Come in uno spazio cinematografico, aiutati da una sorta di atmosfera da buio in sala, il visitatore si trova ad entrare in punta di piedi in un ambiente minimalista (che ben si presta) e silenzioso, straniante e caratterizzato da una geometria forte. Il visitatore ha appunto un ruolo forte e viene spinto alla riflessione sulla natura concettuale / processuale del video già da Isolation tank, del 2014, mostrata esternamente solo durante il day one della mostra.
Lo straniamento è forte nel primo ambiente, quello introduttivo, in cui ci si trova a vivere Choir box, questa pensata per lo spazio espositivo della Galleria, dissonante e concettuale. Questa dimensione concettuale / processuale viene ancor più enfatizzata nel primo piano, dove l’allestimento, tramite una forte enfasi sulla luce, mostra tre lavori: Learning curve (Still point) del 1993, Sine wave del 2011 e Klein bottle del 2014. Se quest’ultima, tramite il sapiente artificio geometrico della Bottiglia di Klein (una superficie per la quale non esiste alcuna differenza tra interno ed esterno), induce a pensare l’eterna comunicazione insita nella videoarte, la prima invita lo spettatore a diventare l’oggetto della risposta del monitor, quello che era in origine la videocamera, ed è uno dei lavori più emblematici e profondi della mostra. Il secondo è un altro lavoro profondo e mistico, che lascia lo spettatore constantemente in bilico tra mondo reale e virtuale, intendendo con ciò lo spazio del museo.
Nel secondo piano, il buio in sala così come la tipologia di allestimento e le opere in mostra affrontano altre facce dell’artista poliedrico: la psichedelia e l’astrazione di Depth charge, un lavoro la cui gestazione è durata tre anni, un’opera che prende le mosse da un suo vecchio lavoro, Varese 360. L’astrazione data dall’utilizzo di tecniche legate alla sperimentazione del nuovo vocabolario dei già citati Vasulka, quella basata sulla manipolazione dell’immagine elettronica tramite il Rutt-etra scan processor, la componente psicotropa-allucinogena evidenziata dai video mostrati sui supporti, la musica suonata da Bill Frisel e da Varèse (la sua composizione Un grande sommeil noir del 1906) sono gli elementi chiave della videoinstallazione più importante (e, che non a caso, svetta tra le foto promozionali) di questa mostra monografica.

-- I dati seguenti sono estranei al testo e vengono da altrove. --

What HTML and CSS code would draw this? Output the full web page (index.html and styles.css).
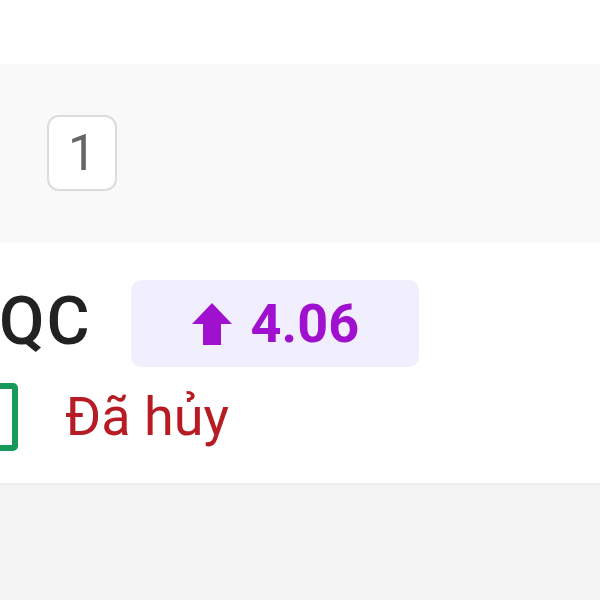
FILE: index.html
```html
<!DOCTYPE html>
<html lang="vi">
  <head>
    <meta charset="utf-8">
    <title>Đơn hàng</title>
    <link rel="stylesheet" href="styles.css">
  </head>
  <body>
    <section class="top-space"></section>

    <section class="pager">
      <span class="page-box">1</span>
    </section>

    <section class="order">
      <div class="order-head">
        <span class="order-code">QC</span>
        <span class="rate-badge">
          <svg class="arrow" viewBox="0 0 40 42" width="40" height="42">
            <path d="M20 0 L40 21 L29 21 L29 42 L11 42 L11 21 L0 21 Z" fill="currentColor"/>
          </svg>
          <span>4.06</span>
        </span>
      </div>
      <div class="order-status">
        <span class="check"></span>
        <span class="status-text">Đã hủy</span>
      </div>
    </section>

    <section class="footer-band"></section>
  </body>
</html>
```

FILE: styles.css
```css
* {
  margin: 0;
  padding: 0;
  box-sizing: border-box;
}

body {
  font-family: Roboto, "Noto Sans", sans-serif;
  background: #fff;
  width: 600px;
  height: 600px;
  overflow: hidden;
}

.top-space {
  height: 64px;
}

.pager {
  height: 179px;
  background: #f9f9f9;
  padding: 51px 0 0 47px;
}

.page-box {
  display: flex;
  align-items: center;
  justify-content: center;
  width: 70px;
  height: 76px;
  background: #fff;
  border: 2px solid #dcdcdc;
  border-radius: 12px;
  color: #666;
  font-size: 50px;
  line-height: 1;
}

.order {
  height: 240px;
  padding-top: 37px;
}

.order-head {
  display: flex;
  align-items: center;
  gap: 39px;
}

.order-code {
  font-size: 66px;
  font-weight: 500;
  color: #222;
  line-height: 1;
  letter-spacing: 2px;
  margin-left: -1px;
  margin-top: -3px;
}

.rate-badge {
  display: flex;
  align-items: center;
  gap: 19px;
  width: 288px;
  height: 87px;
  background: #f1effd;
  border-radius: 10px;
  color: #a010cf;
  font-size: 54px;
  font-weight: 700;
  padding-left: 61px;
}

.arrow {
  display: block;
}

.order-status {
  display: flex;
  align-items: center;
  gap: 47px;
  margin-top: 16px;
}

.check {
  width: 40px;
  height: 68px;
  margin-left: -22px;
  border: 6px solid #16995a;
  border-radius: 5px;
}

.status-text {
  font-size: 54px;
  color: #b71c25;
  line-height: 1;
}

.footer-band {
  height: 118px;
  background: #f4f4f4;
  border-top: 2px solid #efefef;
}
```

Pacifier è un altro lavoro pregno di significato, uno spunto di riflessione sulla relazione ciucciotto dell’infante / bomba atomica, un lavoro che, nel suo incedere lento tutto giocato sull’esplosione del contatto, del climax, del passaggio tra uno stato e l’altro, ha tanto del Bill Viola degli ultimi vent’anni.
Quella di Hill presso la Galleria Lia Rumma non è una mostra di immediata comprensione ma è l’occasione perfetta per scoprire l’operato di un artista che, pur essendo un nome storico del genere, non si adagia affatto sugli allori e, tra un ripescaggio e una nuova idea, è ancora capace di stupire grazie ad un allestimento studiato per esaltarne il trademark e grazie a idee mai banali. Quella di Hill è una mostra di videoarte nella sua accezione più classica, una occasione per tornare in contatto con l’opera in qualità di comunicanti, per scoprire cosa ci sia oltre la semplice visione dell’opera, per capire o, comunque, per ricordare a noi stessi la particolarità di questo linguaggio artistico e la dilatazione temporale della visione/percezione/comunicazione, la pazienza che si richiede all’osservatore attento, la dimensione quasi-spirituale che il video richiede, non a caso Paik ne fu il vero profeta estetico. Estasiati davanti ad una comunicazione silenziosa e accondiscendente, inseriti nello spazio della quarta dimensione, questo modo di vivere l’arte, anche grazie a Gary Hill, è ancora in grado di mostrare il suo indubbio fascino nell’u0mo del XXI secolo.